I would put model selection as a priority over variogram calculation options. Especially over pooling.

For dt I would use a drop-down box for units.

jmcalabrese commented 7 years ago

I agree with @chfleming about prioritizing model fitting/selection. I would prefer that the app has at least basic functionality all the way through AKDE by the animove course. We can worry about more advanced options once that's in place.

For dt, it might be useful to let the user visually select one or more values by clicking on a histogram of the sampling intervals in the data. In my experience, dt tends to be useful when that histogram is multimodal, and the user could just click on each of the modes, and the app would create a vector of the modal intervals in the background. Given the above, I would prefer to come back to this later after first completing the workflow through AKDE.

jmcalabrese commented 7 years ago

The pooled variogram only makes sense if you've got sparse data and individuals exhibit broadly similar movement behavior. If you're in that regime, then I think there are two scenarios where the pooled variogram could be useful : 1) you're interested in the variogram per se, and aren't going to go any further with the analyses, and 2) You want to get representative parameter guesses for model fitting and then impose those on all individuals that were in the pooled variogram.

One way to do it would be to let the user select which individuals to pool over, and then pooled variogram would be displayed along with the single individual variograms of any remaining individuals that were not selected to pool over. The guesstimate step would work the same, except that each individual in the pooled variogram would have the pooled variogram parameter guesses applied to it in the model fitting step.

The next question is how to activate the pooling functionality. One option would be to add a check box to the current variogram page, that when ticked opens up an interface to select individuals. Another way to do it would be to have a separate tab on the variogram page that would then have the required individual list to select from.

In any case, I think dealing with the pooled variogram can wait until after the basic workflow to AKDE is finished.

xhdong-umd commented 7 years ago

Thanks @jmcalabrese , with these detailed usage I can try to design easier to use UI and workflow.

The variogram plots are difficult to add other UI elements as they are a single item of grouped base plots. I think I can make a table of individual names with same layout of variograms, then user can select individuals and pool them together.

I'll put these in notes and work on model selection first.

xhdong-umd commented 7 years ago

@chfleming I'm working on the new variogram.fit code. The zoom slider used 1+log(fraction,b) with b=4 (probably because manipulate doesn't support log slider), but the shiny version is using log slider and base 10. To use the variogram.fit.backend, I need to convert the values for zoom slider back to log 10 first.
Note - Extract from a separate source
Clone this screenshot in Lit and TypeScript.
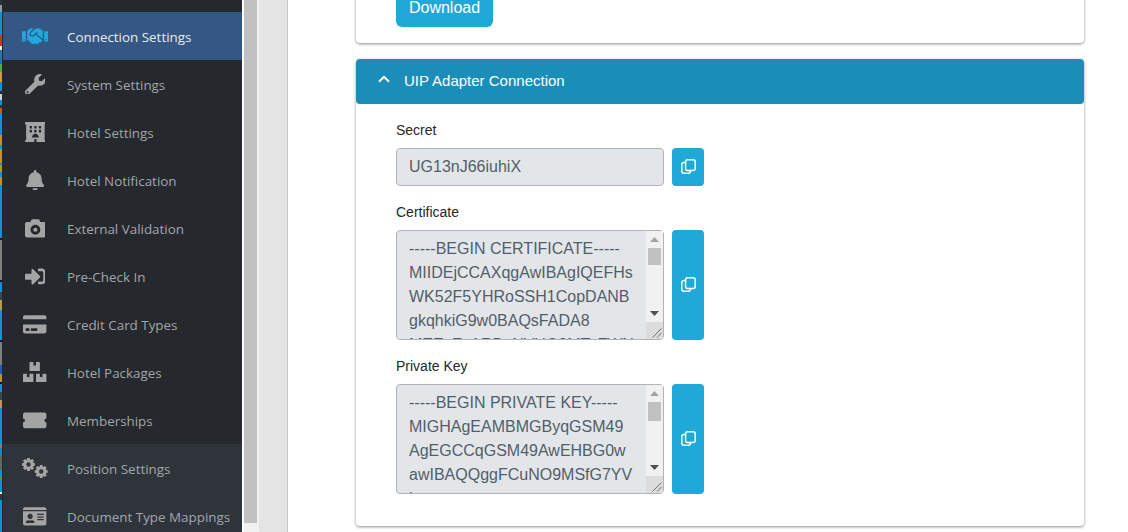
import { LitElement, html, css, svg } from "lit";
import { customElement } from "lit/decorators.js";

function gear(cx: number, cy: number, r: number, hole: number, teeth = 8): string {
  const pts: string[] = [];
  const rIn = r * 0.74;
  for (let i = 0; i < teeth; i++) {
    const a = (i / teeth) * Math.PI * 2 - Math.PI / 2;
    const s = (Math.PI / teeth) * 0.5;
    const o = (Math.PI / teeth) * 0.72;
    const list: [number, number][] = [
      [rIn, a - o * 1.25],
      [r, a - s],
      [r, a + s],
      [rIn, a + o * 1.25],
    ];
    for (const [rad, ang] of list) {
      pts.push(`${(cx + rad * Math.cos(ang)).toFixed(2)} ${(cy + rad * Math.sin(ang)).toFixed(2)}`);
    }
  }
  const ring = `M${cx - hole} ${cy}a${hole} ${hole} 0 1 0 ${hole * 2} 0a${hole} ${hole} 0 1 0 ${-hole * 2} 0z`;
  return `M${pts.join("L")}z${ring}`;
}

type Item = { label: string; vb: string; w: number; h?: number; d: string; cls?: string };

const ITEMS: Item[] = [
  { label: "Connection Settings", cls: "active", vb: "0 0 640 512", w: 26, d: "M434.7 64h-85.9c-8 0-15.7 3-21.6 8.4l-98.3 90c-.1.1-.2.3-.3.4-16.6 15.6-16.3 40.5-2.1 56 12.7 13.9 39.4 17.6 56.1 2.7.1-.1.3-.1.4-.2l79.9-73.2c6.5-5.9 16.7-5.5 22.6 1 6 6.5 5.5 16.6-1 22.6l-26.1 23.9L504 313.8c2.9 2.4 5.5 5 7.9 7.7V128l-54.6-54.6c-5.9-6-14.1-9.4-22.6-9.4zM544 128.2v223.9c0 17.7 14.3 32 32 32h64V128.2h-96zm48 223.9c-8.8 0-16-7.2-16-16s7.2-16 16-16 16 7.2 16 16-7.2 16-16 16zM0 384h64c17.7 0 32-14.3 32-32V128.2H0V384zm48-63.9c8.8 0 16 7.2 16 16s-7.2 16-16 16-16-7.2-16-16c0-8.9 7.2-16 16-16zm435.9 18.6L334.6 217.5l-30 27.5c-29.7 27.1-75.2 24.5-101.7-4.4-26.9-29.4-24.8-74.9 4.4-101.7L289.1 64h-83.8c-8.5 0-16.6 3.4-22.6 9.4L128 128v223.9h18.3l90.5 81.9c27.4 22.3 67.7 18.1 90-9.3l.2-.2 17.9 15.5c15.9 13 39.4 10.5 52.3-5.4l31.4-38.6 5.4 4.4c13.7 11.1 33.9 9.1 45-4.7l9.5-11.7c11.2-13.8 9.1-33.9-4.6-45.1z" },
  { label: "System Settings", vb: "0 0 512 512", w: 20.8, d: "M507.73 109.1c-2.24-9.03-13.54-12.09-20.12-5.51l-74.36 74.36-67.88-11.31-11.31-67.88 74.36-74.36c6.62-6.62 3.43-17.9-5.66-20.16-47.38-11.74-99.55.91-136.58 37.93-39.64 39.64-50.55 97.1-34.05 147.2L18.74 402.76c-24.99 24.99-24.99 65.51 0 90.5 24.99 24.99 65.51 24.99 90.5 0l213.21-213.21c50.12 16.71 107.47 5.68 147.37-34.22 37.07-37.07 49.7-89.32 37.91-136.73zM64 472c-13.25 0-24-10.75-24-24 0-13.26 10.75-24 24-24s24 10.74 24 24c0 13.25-10.75 24-24 24z" },
  { label: "Hotel Settings", vb: "0 0 576 512", w: 20.8, h: 20.8, d: "M560 64c8.84 0 16-7.16 16-16V16c0-8.84-7.16-16-16-16H16C7.16 0 0 7.16 0 16v32c0 8.84 7.16 16 16 16h15.98v384H16c-8.84 0-16 7.16-16 16v32c0 8.84 7.16 16 16 16h240v-80c0-8.8 7.2-16 16-16h32c8.8 0 16 7.2 16 16v80h240c8.84 0 16-7.16 16-16v-32c0-8.84-7.16-16-16-16h-16V64h16zM256 108.8c0-6.4 6.4-12.8 12.8-12.8h38.4c6.4 0 12.8 6.4 12.8 12.8v38.4c0 6.4-6.4 12.8-12.8 12.8h-38.4c-6.4 0-12.8-6.4-12.8-12.8v-38.4zm0 96c0-6.4 6.4-12.8 12.8-12.8h38.4c6.4 0 12.8 6.4 12.8 12.8v38.4c0 6.4-6.4 12.8-12.8 12.8h-38.4c-6.4 0-12.8-6.4-12.8-12.8v-38.4zm-128-96c0-6.4 6.4-12.8 12.8-12.8h38.4c6.4 0 12.8 6.4 12.8 12.8v38.4c0 6.4-6.4 12.8-12.8 12.8h-38.4c-6.4 0-12.8-6.4-12.8-12.8v-38.4zM179.2 256h-38.4c-6.4 0-12.8-6.4-12.8-12.8v-38.4c0-6.4 6.4-12.8 12.8-12.8h38.4c6.4 0 12.8 6.4 12.8 12.8v38.4c0 6.4-6.4 12.8-12.8 12.8zM192 384c0-53.02 42.98-96 96-96s96 42.98 96 96H192zm256-140.8c0 6.4-6.4 12.8-12.8 12.8h-38.4c-6.4 0-12.8-6.4-12.8-12.8v-38.4c0-6.4 6.4-12.8 12.8-12.8h38.4c6.4 0 12.8 6.4 12.8 12.8v38.4zm0-96c0 6.4-6.4 12.8-12.8 12.8h-38.4c-6.4 0-12.8-6.4-12.8-12.8v-38.4c0-6.4 6.4-12.8 12.8-12.8h38.4c6.4 0 12.8 6.4 12.8 12.8v38.4z" },
  { label: "Hotel Notification", vb: "0 0 448 512", w: 18.2, d: "M224 512c35.32 0 63.97-28.65 63.97-64H160.03c0 35.35 28.65 64 63.97 64zm215.39-149.71c-19.32-20.76-55.47-51.99-55.47-154.29 0-77.7-54.48-139.9-127.94-155.16V32c0-17.67-14.32-32-31.98-32s-31.98 14.33-31.98 32v20.84C118.56 68.1 64.08 130.3 64.08 208c0 102.3-36.15 133.53-55.47 154.29-6 6.45-8.66 14.16-8.61 21.71.11 16.4 12.98 32 32.1 32h383.8c19.12 0 32-15.6 32.1-32 .05-7.55-2.61-15.27-8.61-21.71z" },
  { label: "External Validation", vb: "0 0 512 512", w: 20.8, d: "M512 144v288c0 26.5-21.5 48-48 48H48c-26.5 0-48-21.5-48-48V144c0-26.5 21.5-48 48-48h88l12.3-32.9c7-18.7 24.9-31.1 44.9-31.1h125.5c20 0 37.9 12.4 44.9 31.1L376 96h88c26.5 0 48 21.5 48 48zM376 288c0-66.2-53.8-120-120-120s-120 53.8-120 120 53.8 120 120 120 120-53.8 120-120zm-70 0c0 27.6-22.4 50-50 50s-50-22.4-50-50 22.4-50 50-50 50 22.4 50 50z" },
  { label: "Pre-Check In", vb: "0 0 512 512", w: 20.8, d: "M416 448h-84c-6.6 0-12-5.4-12-12v-40c0-6.6 5.4-12 12-12h84c17.7 0 32-14.3 32-32V160c0-17.7-14.3-32-32-32h-84c-6.6 0-12-5.4-12-12V76c0-6.6 5.4-12 12-12h84c53 0 96 43 96 96v192c0 53-43 96-96 96zm-47-201L201 79c-15-15-41-4.5-41 17v96H24c-13.3 0-24 10.7-24 24v96c0 13.3 10.7 24 24 24h136v96c0 21.5 26 32 41 17l168-168c9.3-9.4 9.3-24.6 0-34z" },
  { label: "Credit Card Types", vb: "0 0 576 512", w: 23.4, d: "M0 432c0 26.5 21.5 48 48 48h480c26.5 0 48-21.5 48-48V256H0v176zm192-68c0-6.6 5.4-12 12-12h136c6.6 0 12 5.4 12 12v40c0 6.6-5.4 12-12 12H204c-6.6 0-12-5.4-12-12v-40zm-128 0c0-6.6 5.4-12 12-12h72c6.6 0 12 5.4 12 12v40c0 6.6-5.4 12-12 12H76c-6.6 0-12-5.4-12-12v-40zM576 80v48H0V80c0-26.5 21.5-48 48-48h480c26.5 0 48 21.5 48 48z" },
  { label: "Hotel Packages", vb: "0 0 576 512", w: 23.4, d: "M560 288h-80v96l-32-21.3-32 21.3v-96h-80c-8.8 0-16 7.2-16 16v192c0 8.8 7.2 16 16 16h224c8.8 0 16-7.2 16-16V304c0-8.8-7.2-16-16-16zm-384-64h224c8.8 0 16-7.2 16-16V16c0-8.8-7.2-16-16-16h-80v96l-32-21.3L256 96V0h-80c-8.8 0-16 7.2-16 16v192c0 8.8 7.2 16 16 16zm64 64h-80v96l-32-21.3L96 384v-96H16c-8.8 0-16 7.2-16 16v192c0 8.8 7.2 16 16 16h224c8.8 0 16-7.2 16-16V304c0-8.8-7.2-16-16-16z" },
  { label: "Memberships", vb: "0 0 576 512", w: 23.4, d: "M48 64h480c26.5 0 48 21.5 48 48v96c-26.5 0-48 21.5-48 48s21.5 48 48 48v96c0 26.5-21.5 48-48 48H48c-26.5 0-48-21.5-48-48v-96c26.5 0 48-21.5 48-48s-21.5-48-48-48v-96c0-26.5 21.5-48 48-48z" },
  { label: "Position Settings", cls: "alt", vb: "0 0 26 20", w: 26, h: 20, d: gear(6.5, 6.5, 6.6, 2.2) + gear(19.2, 13.5, 6.6, 2.2) },
  { label: "Document Type Mappings", cls: "alt", vb: "0 0 576 512", w: 23.4, d: "M528 32H48C21.5 32 0 53.5 0 80v16h576V80c0-26.5-21.5-48-48-48zM0 432c0 26.5 21.5 48 48 48h480c26.5 0 48-21.5 48-48V128H0v304zm352-232c0-4.4 3.6-8 8-8h144c4.4 0 8 3.6 8 8v16c0 4.4-3.6 8-8 8H360c-4.4 0-8-3.6-8-8v-16zm0 64c0-4.4 3.6-8 8-8h144c4.4 0 8 3.6 8 8v16c0 4.4-3.6 8-8 8H360c-4.4 0-8-3.6-8-8v-16zm0 64c0-4.4 3.6-8 8-8h144c4.4 0 8 3.6 8 8v16c0 4.4-3.6 8-8 8H360c-4.4 0-8-3.6-8-8v-16zM176 192c35.3 0 64 28.7 64 64s-28.7 64-64 64-64-28.7-64-64 28.7-64 64-64zM67.1 396.2C75.5 370.5 99.6 352 128 352h8.2c12.3 5.1 25.7 8 39.8 8s27.6-2.9 39.8-8h8.2c28.4 0 52.5 18.5 60.9 44.2 3.2 9.9-5.2 19.8-15.6 19.8H82.7c-10.4 0-18.8-10-15.6-19.8z" },
];

const CERT = [
  "-----BEGIN CERTIFICATE-----",
  "MIIDEjCCAXqgAwIBAgIQEFHs",
  "WK52F5YHRoSSH1CopDANB",
  "gkqhkiG9w0BAQsFADA8",
  "MEExEzARBgNVHG2MTyFWN",
].join("\n");

const KEY = [
  "-----BEGIN PRIVATE KEY-----",
  "MIGHAgEAMBMGByqGSM49",
  "AgEGCCqGSM49AwEHBG0w",
  "awIBAQQggFCuNO9MSfG7YV",
  "i",
].join("\n");

@customElement("app-root")
export class AppRoot extends LitElement {
  static styles = css`
    :host {
      display: flex;
      width: 1128px;
      height: 532px;
      overflow: hidden;
      background: #fff;
      font-family: "Liberation Sans", Arial, sans-serif;
      color: #23282c;
    }
    .strip {
      flex: 0 0 3px;
      background:
        linear-gradient(to right, transparent 0 2.4px, #25282d 2.4px),
        linear-gradient(
        to bottom,
        #2b3138 0 5px, #8f9aa5 5px 12px, #0a96d6 12px 35px, #c0392b 35px 46px, #e8e8e8 46px 50px,
        #2b6fc0 50px 64px, #5aa84a 64px 72px, #c9a227 72px 82px, #0a96d6 82px 91px, #2c2c2c 91px 94px,
        #d0d0d0 94px 100px, #0a96d6 100px 105px, #3a2f3a 105px 108px, #b8651d 108px 113px,
        #0a96d6 113px 135px, #c2941c 135px 145px, #0a96d6 145px 149px, #c2941c 149px 163px,
        #0a96d6 163px 165px, #c2941c 165px 172px, #0a96d6 172px 177px, #c2941c 177px 185px,
        #0a96d6 185px 238px, #111 238px 240px, #7f7f7f 240px 280px, #111 280px 282px,
        #0a96d6 282px 292px, #3d4650 292px 300px, #b89a4a 300px 310px, #0a96d6 310px 340px,
        #111 340px 342px, #7f7f7f 342px 365px, #1d5fb0 365px 374px, #b8923a 374px 382px, #111 382px 384px,
        #0a96d6 384px 392px, #3d4650 392px 400px, #b89a4a 400px 408px, #0a96d6 408px 444px,
        #7f7f7f 444px 448px, #1b84c4 448px 456px, #5d6a5e 456px 470px, #0a96d6 470px 476px,
        #4f9a55 476px 480px, #0a96d6 480px 492px, #e8e8e8 492px 494px, #2c3a48 494px 500px,
        #0a96d6 500px 532px
      );
    }
    .sidebar {
      flex: 0 0 239px;
      display: flex;
      flex-direction: column;
      background: #25282d;
      padding-top: 12px;
      overflow: hidden;
    }
    .row {
      flex: 0 0 48px;
      display: flex;
      align-items: center;
      padding-left: 19px;
      gap: 19px;
      font-family: "Open Sans", sans-serif;
      font-size: 13.4px;
      color: #a3a6a9;
      white-space: nowrap;
    }
    .row .txt { padding-top: 2px; }
    .row .ico {
      flex: 0 0 26px;
      display: flex;
      justify-content: center;
      align-items: center;
      color: #a4a4a4;
    }
    .row svg { display: block; fill: currentColor; }
    .row.active { background: #345783; color: #e6edf5; }
    .row.active .ico { color: #1fa9e0; }
    .row.alt { background: #2f343b; }
    .gutter { flex: 0 0 2px; background: #fff; }
    .vscroll {
      flex: 0 0 15px;
      background: #f1f1f1;
      display: flex;
      align-items: flex-start;
    }
    .vthumb { width: 13px; height: 523px; background: #c1c1c1; }
    .band {
      flex: 0 0 29px;
      box-sizing: border-box;
      background: #e4e4e4;
      border-right: 1px solid #c8c8c8;
    }
    .main {
      flex: 1;
      min-width: 0;
      padding: 0 44px 0 68px;
      overflow: hidden;
      background: #fff;
    }
    .card {
      background: #fff;
      border-radius: 4px;
      box-shadow: 0 1px 3px rgba(0, 0, 0, 0.45);
    }
    .card.first {
      margin-top: -30px;
      margin-bottom: 16px;
      padding: 19px 40px 16px;
    }
    .download {
      display: block;
      width: 97px;
      height: 38px;
      box-sizing: border-box;
      border: none;
      border-radius: 6px;
      background: #20a8d8;
      color: #fff;
      font: 16px "Liberation Sans", Arial, sans-serif;
      padding: 0;
    }
    .head {
      height: 45px;
      display: flex;
      align-items: center;
      gap: 14px;
      padding-left: 22px;
      background: #1a8db8;
      color: #fff;
      font-size: 15px;
      border-radius: 4px;
    }
    .head svg { display: block; margin-bottom: 6px; }
    .head span { margin-bottom: 2px; }
    .body { padding: 16px 40px 32px; }
    .group { margin-bottom: 16px; }
    .group:last-child { margin-bottom: 0; }
    label {
      display: block;
      font-size: 14px;
      line-height: 20px;
      margin-bottom: 8px;
    }
    .line { display: flex; gap: 8px; }
    .field {
      width: 268px;
      box-sizing: border-box;
      border: 1px solid #aeb4ba;
      border-radius: 4px;
      background: #e3e6e9;
      color: #525e69;
      font: 16px/24px "Liberation Sans", Arial, sans-serif;
      padding: 6px 12px;
      margin: 0;
      outline: none;
    }
    input.field { height: 38px; }
    .ta { position: relative; width: 268px; height: 110px; }
    textarea.field {
      height: 110px;
      display: block;
      resize: none;
      overflow: hidden;
      padding-right: 29px;
    }
    .sb {
      position: absolute;
      top: 1px;
      right: 1px;
      bottom: 1px;
      width: 17px;
      display: flex;
      flex-direction: column;
      background: #f1f1f1;
    }
    .sb .btn {
      flex: 0 0 17px;
      display: flex;
      align-items: center;
      justify-content: center;
    }
    .sb .btn svg, .sb .corner svg { display: block; }
    .sb .track { flex: 1; display: flex; justify-content: center; }
    .sb .thumb { width: 13px; background: #c1c1c1; }
    .sb .corner { flex: 0 0 17px; background: #dcdcdc; }
    .copy {
      flex: 0 0 32px;
      width: 32px;
      display: flex;
      align-items: center;
      justify-content: center;
      padding: 0;
      border: none;
      border-radius: 4px;
      background: #20a8d8;
      color: #fff;
    }
    .copy svg { display: block; margin-bottom: 2px; }
  `;

  private copyIcon() {
    return html`<button class="copy" aria-label="Copy">
      <svg width="15" height="15" viewBox="0 0 15 15" fill="none" stroke="#fff" stroke-width="1.5">
        <rect x="4.6" y=".8" width="9.6" height="10.6" rx="2" />
        <path d="M4.6 3.6H2.6A1.8 1.8 0 0 0 .8 5.4v7a1.8 1.8 0 0 0 1.8 1.8h5a1.8 1.8 0 0 0 1.8-1.8v-1" />
      </svg>
    </button>`;
  }

  private area(text: string, thumb: number) {
    return html`<div class="ta">
      <textarea class="field" readonly .value=${text}></textarea>
      <div class="sb" aria-hidden="true">
        <div class="btn">
          <svg width="9" height="5" viewBox="0 0 9 5"><path d="M4.5 0L9 5H0z" fill="#a3a3a3" /></svg>
        </div>
        <div class="track"><div class="thumb" style="height:${thumb}px"></div></div>
        <div class="btn">
          <svg width="9" height="5" viewBox="0 0 9 5"><path d="M0 0h9L4.5 5z" fill="#505050" /></svg>
        </div>
        <div class="corner">
          <svg width="17" height="17" viewBox="0 0 17 17" fill="none" stroke="#707070" stroke-width="1">
            <path d="M15.5 6.5L6.5 15.5M15.5 11L11 15.5" />
          </svg>
        </div>
      </div>
    </div>`;
  }

  render() {
    return html`
      <div class="strip"></div>
      <nav class="sidebar">
        ${ITEMS.map(
          (it) => html`<div class="row ${it.cls ?? ""}">
            <span class="ico">
              <svg
                viewBox=${it.vb}
                width=${it.w}
                height=${it.h ?? 20.8}
                preserveAspectRatio=${it.h ? "none" : "xMidYMid meet"}
                fill-rule="evenodd"
              >${svg`<path d=${it.d} />`}</svg>
            </span>
            <span class="txt">${it.label}</span>
          </div>`
        )}
      </nav>
      <div class="gutter"></div>
      <div class="vscroll"><div class="vthumb"></div></div>
      <div class="band"></div>
      <main class="main">
        <section class="card first">
          <button class="download">Download</button>
        </section>
        <section class="card">
          <header class="head">
            <svg width="12" height="8" viewBox="0 0 12 8" fill="none" stroke="#fff" stroke-width="2">
              <path d="M1 6.8L6 1.8L11 6.8" />
            </svg>
            <span>UIP Adapter Connection</span>
          </header>
          <div class="body">
            <div class="group">
              <label>Secret</label>
              <div class="line">
                <input class="field" readonly .value=${"UG13nJ66iuhiX"} />
                ${this.copyIcon()}
              </div>
            </div>
            <div class="group">
              <label>Certificate</label>
              <div class="line">
                ${this.area(CERT, 17)}
                ${this.copyIcon()}
              </div>
            </div>
            <div class="group">
              <label>Private Key</label>
              <div class="line">
                ${this.area(KEY, 19)}
                ${this.copyIcon()}
              </div>
            </div>
          </div>
        </section>
      </main>
    `;
  }
}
Can you add a parameter b=4 to variogram.fit.backend(and removeb<-4 in code)? That way I can use base 10, and your code don't need any other change.

I may have other suggestions while I'm working on it, so you don't need to change it now.

xhdong-umd commented 7 years ago

Why don't we just add a name to data frame instead of row.names? Of course there is no real difference between a name column and row.names, I'm just wondering.